Here are histograms for the two address families. The peak of globally routed prefixes (those seen by nearly all vantage points) is around 295 for IPv4 and 240 for IPv6 (the lower number reflects the smaller number of IPv6 vantage points in the Routeviews dataset).
If we decompose each of these histograms by RPKI ROV status, we arrive at the following histograms which illustrate the difference in propagation that invalids experience as compared to the alternatives. The distributions for IPv4 (left) and IPv6 (right) are colored by RPKI status: RPKI-not-found (blue), RPKI-valid (orange) and RPKI-invalid (green).
From these histograms, we can see that invalid routes rarely, if ever, experience propagation greater than half that experienced by RPKI-valid and RPKI-not-found routes. In fact, many experience propagation significantly less than half, but the amount of reduction depends on a number of factors including the upstreams involved in transiting the prefixes. Nonetheless, it is evident that RPKI ROV dramatically reduces the propagation of invalid routes.
The plight of the invalid
On any given day, there are hundreds of BGP routes that change RPKI ROV states either due to changes in their ROAs or due to a change in their origin. Let’s take a look at a couple recent examples of routes that became invalid and how that affected how far the route was propagated.
A common BGP error that never seems to go away is the single-digit BGP hijack caused by a simple router misconfiguration. My friend Anurag Bhatia wrote about this phenomenon back in 2013 and it was also discussed in the recent NANOG talk by Aftab Siddiqui of MANRS. These errors occur when a network engineer attempts to prepend an AS three times, for example, but instead ends up prepending the number 3 to the AS path. The result is that it appears as though the prestigious Massachusetts Institute of Technology (AS3) is hijacking the route when in reality it was a simple misconfig.

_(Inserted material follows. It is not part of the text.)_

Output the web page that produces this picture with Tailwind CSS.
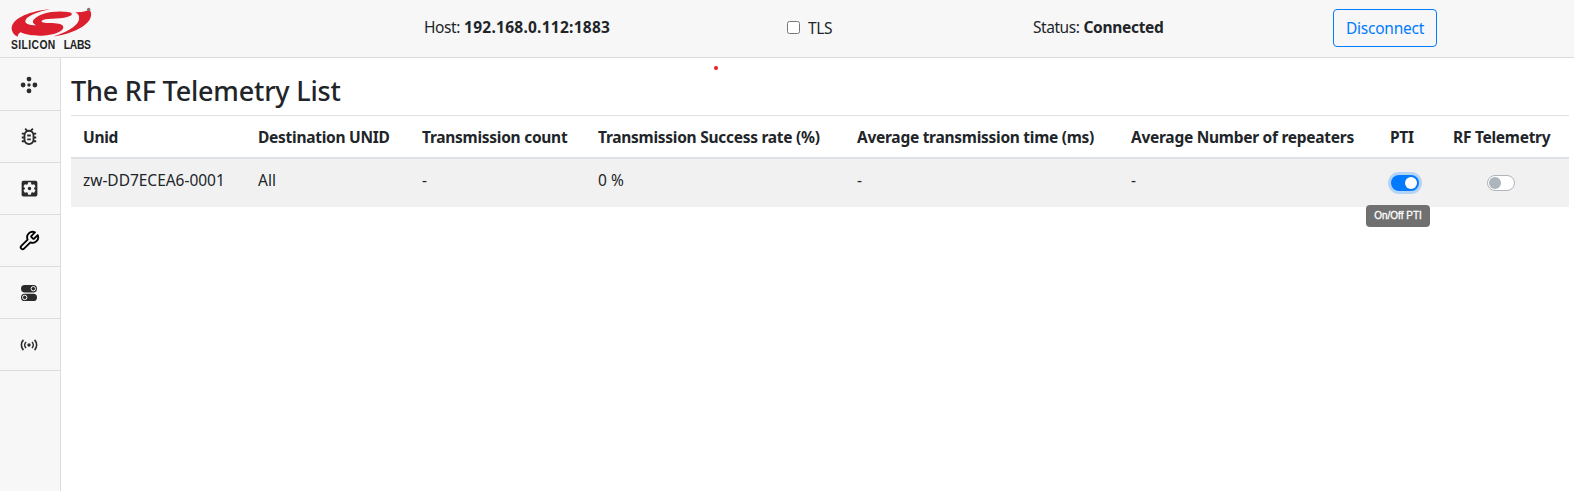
<!DOCTYPE html>
<html lang="en">
<head>
<meta charset="utf-8">
<title>RF Telemetry</title>
<script src="https://cdn.jsdelivr.net/npm/@tailwindcss/browser@4"></script>
</head>
<body class="h-screen overflow-hidden bg-white font-['Noto_Sans',sans-serif] text-[15.5px] leading-6 font-normal text-[#212529] flex flex-col">
<header class="relative h-[58px] shrink-0 bg-[#f7f7f7] border-b border-[#dcdcdc] flex">
  <div class="w-[424px] pl-2 pt-1.5">
    <svg class="w-[86px] h-[46px]" viewBox="0 0 258 138">
      <g fill="#dc1f2e">
        <path d="M128 9C70 14 12 36 11 66C11 78 18 87 29 92C29 86 33 82 38 79C52 87 80 90 103 89C142 87 167 75 166 63C165 53 145 51 125 51C100 51 96 46 105 42C120 36 165 42 190 28C196 20 185 17 165 17C125 15 90 26 76 42C72 50 78 54 84 58C65 58 52 54 52 46C52 32 85 18 128 9Z"/>
        <path d="M202 19C222 19 235 17 243 10C250 17 252 27 246 39C232 66 180 86 137 91C175 78 205 62 212 44C216 32 212 24 202 19Z"/>
      </g>
      <circle cx="242" cy="10" r="5" fill="#777"/>
      <g font-family="Liberation Sans" font-weight="700" font-size="31" fill="#222">
        <text transform="translate(9 129) scale(1 1.2)" textLength="133">SILICON</text>
        <text transform="translate(167 129) scale(1 1.2)" textLength="82">LABS</text>
      </g>
    </svg>
  </div>
  <div class="w-[363px] pt-[15px]"><span class="tracking-[-0.4px]">Host:</span> <span class="font-bold tracking-[0.25px]">192.168.0.112:1883</span></div>
  <label class="w-[246px] pt-4 flex gap-2"><span class="mt-[5px] size-[13px] rounded-[2.5px] border border-[#767676] bg-white"></span><span class="tracking-[-0.4px]">TLS</span></label>
  <div class="w-[300px] pt-[15px]"><span class="tracking-[-0.45px]">Status:</span> <span class="font-bold tracking-[-0.3px]">Connected</span></div>
  <button class="mt-[9px] h-[38px] w-[104px] rounded border border-[#007bff] text-[#007bff] tracking-[-0.25px]">Disconnect</button>
  <span class="absolute left-[714px] top-[66px] size-1 rounded-full bg-[#ed1c24]"></span>
</header>
<div class="flex flex-1">
  <nav class="w-[61px] shrink-0 bg-[#f7f7f7] border-r border-[#dcdcdc] text-[#2b2b2b] -mt-px">
    <a class="flex h-[54px] items-center justify-center border-b border-[#dcdcdc] pr-0.5 pt-[3px]">
      <svg class="size-5" viewBox="0 0 20 20" fill="currentColor"><circle cx="10" cy="4.100" r="2.400"/><circle cx="10" cy="15.900" r="2.400"/><circle cx="4.100" cy="10" r="2.400"/><circle cx="15.900" cy="10" r="2.400"/><circle cx="10" cy="10" r="1.700"/></svg>
    </a>
    <a class="flex h-[52px] items-center justify-center border-b border-[#dcdcdc] pr-0.5">
      <svg class="h-[21px] w-[18px]" preserveAspectRatio="none" viewBox="2 1 20 22" fill="currentColor"><path d="M20 8h-2.810c-.45-.78-1.070-1.450-1.820-1.960L17 4.410 15.590 3l-2.170 2.170a6 6 0 0 0-2.830 0L8.410 3 7 4.410l1.620 1.630C7.880 6.550 7.260 7.220 6.810 8H4v2h2.090c-.05.33-.09.66-.09 1v1H4v2h2v1c0 .34.04.67.09 1H4v2h2.810a6 6 0 0 0 10.380 0H20v-2h-2.090c.05-.33.09-.66.09-1v-1h2v-2h-2v-1c0-.34-.04-.67-.09-1H20V8zm-4 7a4 4 0 0 1-8 0v-4a4 4 0 0 1 8 0v4zm-6-1h4v2h-4zm0-4h4v2h-4z"/></svg>
    </a>
    <a class="flex h-[52px] items-center justify-center border-b border-[#dcdcdc] pr-0.5">
      <svg class="size-[21px]" viewBox="0 0 24 24" fill="currentColor"><path d="M12 10a2 2 0 1 0 0 4 2 2 0 0 0 0-4zm7-7H5a2 2 0 0 0-2 2v14c0 1.100.9 2 2 2h14a2 2 0 0 0 2-2V5a2 2 0 0 0-2-2zm-1.750 9c0 .23-.02.46-.05.68l1.480 1.160c.13.11.17.3.08.45l-1.400 2.420c-.09.15-.27.21-.43.15l-1.740-.7c-.36.28-.76.51-1.180.69l-.26 1.850c-.03.17-.18.3-.35.3h-2.800c-.17 0-.32-.13-.35-.29l-.26-1.850c-.43-.18-.82-.41-1.180-.69l-1.740.7c-.16.06-.34 0-.43-.15l-1.400-2.420c-.09-.15-.05-.34.08-.45l1.480-1.160A6 6 0 0 1 6.750 12c0-.23.02-.46.05-.69l-1.480-1.160c-.13-.11-.17-.3-.08-.45l1.400-2.420c.09-.15.27-.21.43-.15l1.740.7c.36-.28.76-.51 1.180-.69l.26-1.850c.03-.17.18-.3.35-.3h2.800c.17 0 .32.13.35.29l.26 1.850c.43.18.82.41 1.180.69l1.740-.7c.16-.06.34 0 .43.15l1.400 2.420c.09.15.05.34-.08.45l-1.480 1.160c.03.23.05.46.05.7z"/></svg>
    </a>
    <a class="flex h-[52px] items-center justify-center border-b border-[#dcdcdc] pr-0.5">
      <svg class="size-[22px] text-black" viewBox="0 0 24 24" fill="none" stroke="currentColor" stroke-width="2" stroke-linejoin="round"><path d="M14.700 6.300a1 1 0 0 0 0 1.400l1.600 1.600a1 1 0 0 0 1.400 0l3.770-3.770a6 6 0 0 1-7.940 7.940l-6.910 6.910a2.120 2.120 0 0 1-3-3l6.910-6.910a6 6 0 0 1 7.940-7.940z"/></svg>
    </a>
    <a class="flex h-[52px] items-center justify-center border-b border-[#dcdcdc] pr-0.5">
      <svg class="size-[18px]" viewBox="0 0 18 18"><g fill="currentColor"><rect x="1" y="1" width="16" height="7.400" rx="3.700"/><rect x="1" y="9.700" width="16" height="7.400" rx="3.700"/></g><g fill="none" stroke="#f7f7f7"><circle cx="13.300" cy="4.700" r="2.200"/><circle cx="4.700" cy="13.400" r="2.200"/></g></svg>
    </a>
    <a class="flex h-[52px] items-center justify-center border-b border-[#dcdcdc] pr-0.5">
      <svg class="size-[18px]" viewBox="0 0 18 18" fill="none" stroke="currentColor" stroke-width="1.600"><circle cx="9" cy="9" r="1.700" fill="currentColor" stroke="none"/><path d="M6 6a4.300 4.300 0 0 0 0 6M12 6a4.300 4.300 0 0 1 0 6M3.400 3.900a7.500 7.500 0 0 0 0 10.200M14.600 3.900a7.500 7.500 0 0 1 0 10.200"/></svg>
    </a>
  </nav>
  <main class="flex-1 pl-2.5 pr-[5px] pt-4">
    <h1 class="h-[41px] text-[27px] leading-[34px] font-medium tracking-[-0.2px]">The RF Telemetry List</h1>
    <table class="w-[1498px] table-fixed border-separate border-spacing-0 text-left">
      <colgroup><col class="w-[175px]"><col class="w-[164px]"><col class="w-[176px]"><col class="w-[259px]"><col class="w-[274px]"><col class="w-[259px]"><col class="w-[63px]"><col class="w-[128px]"></colgroup>
      <thead>
        <tr class="h-11 align-top tracking-[-0.27px] whitespace-nowrap *:border-t *:border-b-2 *:border-[#dee2e6] *:pl-3 *:pt-[9px] *:font-bold">
          <th>Unid</th><th>Destination UNID</th><th>Transmission count</th><th>Transmission Success rate (%)</th><th>Average transmission time (ms)</th><th>Average Number of repeaters</th><th>PTI</th><th>RF Telemetry</th>
        </tr>
      </thead>
      <tbody>
        <tr class="h-12 align-top bg-[#f1f1f1] whitespace-nowrap *:pl-3 *:pt-[9px]">
          <td class="tracking-[-0.03px]">zw-DD7ECEA6-0001</td><td>All</td><td>-</td><td>0 %</td><td>-</td><td>-</td>
          <td>
            <div class="relative ml-px mt-[7px] h-4 w-7 rounded-full bg-[#007bff] p-0.5 ring-3 ring-[#007bff]/25">
              <div class="ml-auto size-3 rounded-full bg-white"></div>
              <div class="absolute -left-[25px] top-[30px] h-[22px] w-16 rounded bg-[#707070] text-center font-['Liberation_Sans',sans-serif] text-[10px] leading-[21px] font-normal text-white [-webkit-text-stroke:0.3px_white]">On/Off PTI</div>
            </div>
          </td>
          <td><div class="ml-[34px] mt-[7px] h-4 w-7 rounded-full border border-[#adb5bd] bg-white p-px"><div class="size-3 rounded-full bg-[#adb5bd]"></div></div></td>
        </tr>
      </tbody>
    </table>
  </main>
</div>
</body>
</html>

Well, when you add RPKI ROV to the mix, this error has more than a superficial impact. In the example below, AS210974 changed how it announced 212.192.2.0/24 on August 4, 2022. It began prepending the number 3 to its AS path, however since there was a ROA for this prefix, it also caused the route to become invalid leading to a significant drop in propagation.
This is depicted below in Kentik’s BGP visualization which reports on the percentage of BGP vantage points that have routes of each origin in their tables. When AS3 becomes the origin due to the misconfig (red), the percentage of vantage points carrying this route drops by half as numerous backbone providers (including Cogent (AS174), GTT (AS3257), Lumen (AS3356), and Tata (AS6453)) stop accepting this route from Bezeq (AS8551).
In another recent case, 103.169.138.0/23 changed origins on August 11, 2022 from AS142343 to AS38758. However, since the new origin isn’t listed as an authorized Origin AS in the ROA for this route, 103.169.138.0/23 became an invalid route. As a result, the propagation dropped by over a half of what it was at the beginning of the day, when Cogent (AS174) and Hurricane Electric (AS6939) stopped accepting the invalid route from Telin (AS7713).
Incidents like these are becoming more commonplace as RPKI adoption increases and the rate of misconfigurations remains steady. All the more reason to use route monitoring that reports on the RPKI ROV validity of your routes. Operators can monitor their routes using Kentik or the open source package BGPAlerter.
Conclusion
Based on the analysis above, the evaluation of a route as invalid reduces its propagation by anywhere between one half to two thirds. Given that the majority of internet traffic now flows towards routes with ROAs, this offers a significant degree of protection for the internet in the event of a routing leak or other inadvertent BGP hijack.
Just recently, Zayo (AS6461) announced that they would begin rejecting invalid routes. By doing so, they will join the ranks of the other tier-1 backbone networks like Arelion, NTT, Cogent, Lumen, and GTT that reject invalid routes. It will be fascinating to see how much the above distributions change when this announced change takes effect.
At this time Zayo will be only rejecting invalids coming from peers (not customers). Since most of their biggest peers are already dropping invalids, the overall impact may be subtle. Having all of the internet’s largest backbone networks dropping invalids would be a substantial achievement in routing security, and we’re almost there!